We have focused entirely on pitch — the frequency dimension of music. But music has a second equally fundamental dimension: time. Chapter 13 turns to rhythm, examining periodicity, meter, entrainment, and groove through the same physical lens we've applied to pitch and tuning. As we will find, the physics of rhythmic organization is just as rich and just as constrained as the physics of pitch — and the interplay between the universal physics of periodicity and the enormous cultural diversity of rhythmic practice raises exactly the same questions about universality and cultural specificity that we've been exploring all through Part III.

✅ Key Takeaways — Chapter 12

• The Pythagorean comma (23.5 cents) is the mathematical irreconcilability between pure fifths and closed scales; every tuning system handles it differently.
• The syntonic comma (81:80, approximately 21.5 cents) is distinct from the Pythagorean comma: it measures the gap between the Pythagorean major third and the just major third, and meantone temperament is designed specifically to temper it out.
• Pythagorean tuning has perfect fifths but harsh major thirds (the Pythagorean third is 22 cents sharp from just).
• Just intonation achieves pure thirds and fifths but is impractical for transposition (each key requires different tuning).
• Meantone temperament achieves pure major thirds by flattening the fifths by 5.4 cents; excellent for common keys, unusable for remote ones. Its historical name refers to the "mean tone" between the two sizes of just intonation whole step.
• Well temperament distributes the comma unevenly so all 24 keys are usable but each has a distinct character; probably Bach's system.
• Equal temperament distributes the comma equally so all keys are identical; the fifth is 2 cents flat, the major third is 14 cents sharp.
• String players and singers naturally drift toward just intonation in unaccompanied performance, adjusting automatically back toward 12-TET when a fixed-pitch instrument anchors the ensemble.
• Baroque music was performed at approximately A=415 Hz — nearly a semitone below the modern A=440 standard — and this pitch difference is not merely historical trivia but affects instrument timbre, vocal register demands, and the physical resonance of the music.
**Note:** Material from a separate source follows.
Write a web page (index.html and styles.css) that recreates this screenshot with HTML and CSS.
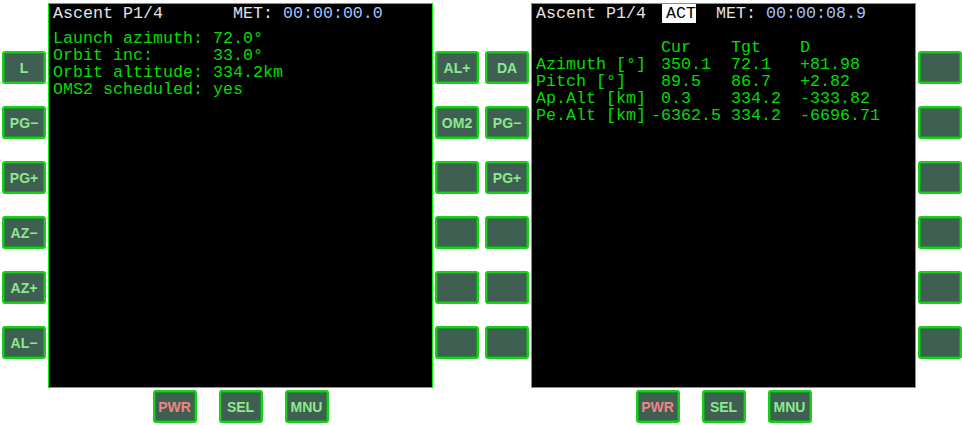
FILE: index.html
```html
<!DOCTYPE html>
<html>
<head>
<meta charset="utf-8">
<link rel="stylesheet" href="styles.css">
</head>
<body>
<div class="rack">
  <div class="mfd">
    <div class="side">
      <div class="btn">L</div>
      <div class="btn">PG&minus;</div>
      <div class="btn">PG+</div>
      <div class="btn">AZ&minus;</div>
      <div class="btn">AZ+</div>
      <div class="btn">AL&minus;</div>
    </div>
    <div class="center">
      <div class="screen">
        <div class="title">Ascent P1/4       MET: <span class="time">00:00:00.0</span></div>
        <div class="body left-body">
          <div class="ln">Launch azimuth: 72.0°</div>
          <div class="ln">Orbit inc:      33.0°</div>
          <div class="ln">Orbit altitude: 334.2km</div>
          <div class="ln">OMS2 scheduled: yes</div>
        </div>
      </div>
      <div class="bottom">
        <div class="btn pwr">PWR</div>
        <div class="btn">SEL</div>
        <div class="btn">MNU</div>
      </div>
    </div>
    <div class="side">
      <div class="btn">AL+</div>
      <div class="btn">OM2</div>
      <div class="btn"></div>
      <div class="btn"></div>
      <div class="btn"></div>
      <div class="btn"></div>
    </div>
  </div>
  <div class="mfd">
    <div class="side">
      <div class="btn">DA</div>
      <div class="btn">PG&minus;</div>
      <div class="btn">PG+</div>
      <div class="btn"></div>
      <div class="btn"></div>
      <div class="btn"></div>
    </div>
    <div class="center">
      <div class="screen">
        <div class="title">Ascent P1/4  <span class="act">ACT</span>  MET: <span class="time">00:00:08.9</span></div>
        <div class="body table">
          <div class="ln"></div><div class="ln"> Cur</div><div class="ln">Tgt</div><div class="ln">D</div>
          <div class="ln">Azimuth [°]</div><div class="ln"> 350.1</div><div class="ln">72.1</div><div class="ln">+81.98</div>
          <div class="ln">Pitch [°]</div><div class="ln"> 89.5</div><div class="ln">86.7</div><div class="ln">+2.82</div>
          <div class="ln">Ap.Alt [km]</div><div class="ln"> 0.3</div><div class="ln">334.2</div><div class="ln">-333.82</div>
          <div class="ln">Pe.Alt [km]</div><div class="ln">-6362.5</div><div class="ln">334.2</div><div class="ln">-6696.71</div>
        </div>
      </div>
      <div class="bottom">
        <div class="btn pwr">PWR</div>
        <div class="btn">SEL</div>
        <div class="btn">MNU</div>
      </div>
    </div>
    <div class="side">
      <div class="btn"></div>
      <div class="btn"></div>
      <div class="btn"></div>
      <div class="btn"></div>
      <div class="btn"></div>
      <div class="btn"></div>
    </div>
  </div>
</div>
</body>
</html>
```
FILE: styles.css
```css
html, body {
  margin: 0;
  padding: 0;
  background: #ffffff;
}
.rack {
  display: flex;
  gap: 2px;
  width: 962px;
  height: 425px;
  overflow: hidden;
}
.mfd {
  width: 481px;
  flex: none;
  display: flex;
  gap: 2px;
  padding-left: 2px;
  padding-top: 3px;
  box-sizing: border-box;
}
.side {
  width: 44px;
  flex: none;
  display: flex;
  flex-direction: column;
  gap: 22px;
  padding-top: 48px;
}
.center {
  width: 385px;
  flex: none;
  display: flex;
  flex-direction: column;
  align-items: center;
  gap: 2px;
}
.screen {
  width: 385px;
  height: 385px;
  box-sizing: border-box;
  background: #000;
  border: 1px solid #00f000;
  padding: 1px 0 0 4px;
  font-family: "Courier New", "Liberation Mono", monospace;
  font-size: 16.67px;
  line-height: 17px;
  color: #00dd00;
}
.title {
  color: #e4e4e4;
  white-space: pre;
  height: 17px;
}
.ln {
  white-space: pre;
  height: 17px;
}
.time {
  color: #a4c4ff;
}
.act {
  background: #ffffff;
  color: #000000;
  margin-left: -4px;
  padding-left: 4px;
}
.left-body {
  margin-top: 8px;
}
.table {
  margin-top: 17px;
  display: grid;
  grid-template-columns: 115px 80px 69px auto;
}
.bottom {
  display: flex;
  gap: 22px;
}
.btn {
  width: 44px;
  height: 33px;
  box-sizing: border-box;
  background: #3e5f52;
  border: 2px solid #18d018;
  border-radius: 3px;
  box-shadow: inset 0 0 0 1px #1a9a2a;
  display: flex;
  align-items: center;
  justify-content: center;
  font-family: "Liberation Sans", Arial, sans-serif;
  font-size: 14px;
  font-weight: bold;
  color: #8ee88e;
}
.btn.pwr {
  color: #f08484;
}
```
• Electronic tuners detect pitch through autocorrelation or related algorithms, solving the missing fundamental problem that makes raw spectral peak-picking unreliable for complex musical tones.
• The A=432 Hz controversy conflates genuine historical variability in pitch standards with unfounded claims about the physical or spiritual superiority of that frequency; the physics supports neither claim.
• Microtonal systems such as 19-TET and 31-TET offer different trade-offs from 12-TET: 19-TET excels at minor thirds; 31-TET closely approximates both just intonation and historical meantone temperament.
• Beating occurs when two near-unison pitches produce amplitude modulation at a rate equal to their frequency difference; it is the physical basis of dissonance.
• Just intonation is analogous to quantum energy levels; equal temperament is analogous to slightly off-resonance approximation; the Pythagorean comma is analogous to quantum incompatibility.
• Electronic tuning eliminates the physical constraint of fixed instrument tuning, but substitutes aesthetic choices for engineering constraints.
• Equal temperament's global dominance is partly a historical accident, driven by piano manufacturing, European colonialism, and industrial standardization.